Rome taught that God could not be approached directly by sinners, but through priests. In contrast, Luther and other reformers after him emphasised on the priesthood of all believers. They taught believers to return to the biblical model of prayer.
One way to measure the heartbeat of a man is through his writings or statements. Luther’s Letter titled: “A Simply Way to Pray,” which he addressed to his Berber, Master Peter Beskendorf in 1535 says a lot about himself, and his passion for prayer.
In the opening paragraph of his letter, he wrote this about himself how he deals with lukewarmness: “When I feel that I have become cool and joyless in prayer because of other tasks or thoughts (for the flesh and the devil always impede and obstruct prayer), I take my little Psalter, hurry to my home, or, if it be the day and hour for it, to the church where a congregation is assembled and, as time permits, I say quietly to myself and word-for-word the Ten Commandments, the Creed, and, if I have time, some words of Christ or of Paul, or some psalms, just as a child might do.

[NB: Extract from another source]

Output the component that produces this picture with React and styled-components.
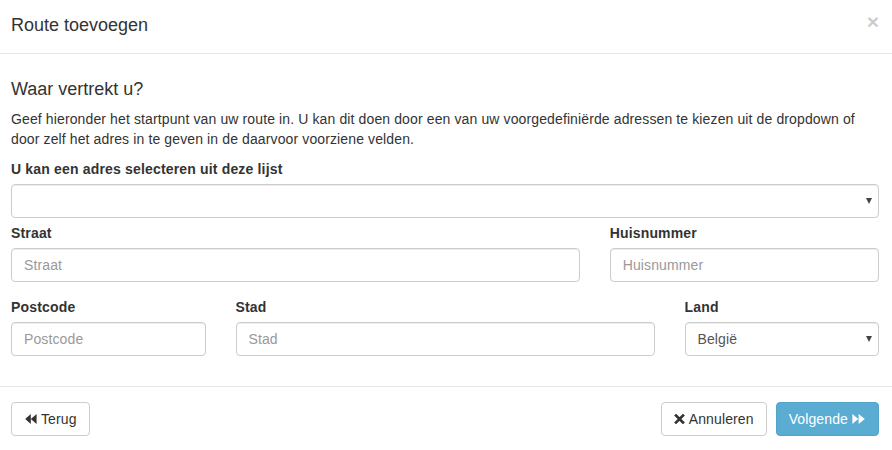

It is a good thing to let prayer be the first business of the morning and the last at night. Guard yourself carefully against those false, deluding ideas, which tell you, “Wait a little while. I will pray in an hour; first I must attend to this or that.” Such thoughts get you away from prayer into other affairs, which so hold your attention and involve you that nothing comes of prayer for that day.”
In April 1521, during the trial at Worms, Germany, Luther, perhaps, faced the most crucial threat to his life. As he prayed, God led him to read Psalm 46. Out of that meditation came the writing of the classic hymn, “A Mighty Fortress is our God.” One thing is certain, while the Reformation focused more on the rediscovery of Scriptural truth and purifying the practices of the Church, prayer drove the entire movement.
In his “Larger Catechism,” Luther prefaced this statement, “we know that our defense lies in prayer alone. We are too weak to resist the devil and his vassals. Let us hold fast to the weapons of the Christian; they enable us to combat the devil…Our enemies may mock us. But we shall oppose both men and devil if we maintain ourselves in prayer and if we persist in it.”
Luther and the other Reformers are a great challenge to this generation whose time has been overtaken by social media and have little or no time for prayer and the study of the word of God. They would weep when they see the level of prayerlessness in the Church today and how this generation of ministers has abused and merchandised prayer to their selfish ends. May the Lord grant us another Reformation of prayer that would usher in genuine revival to the Church.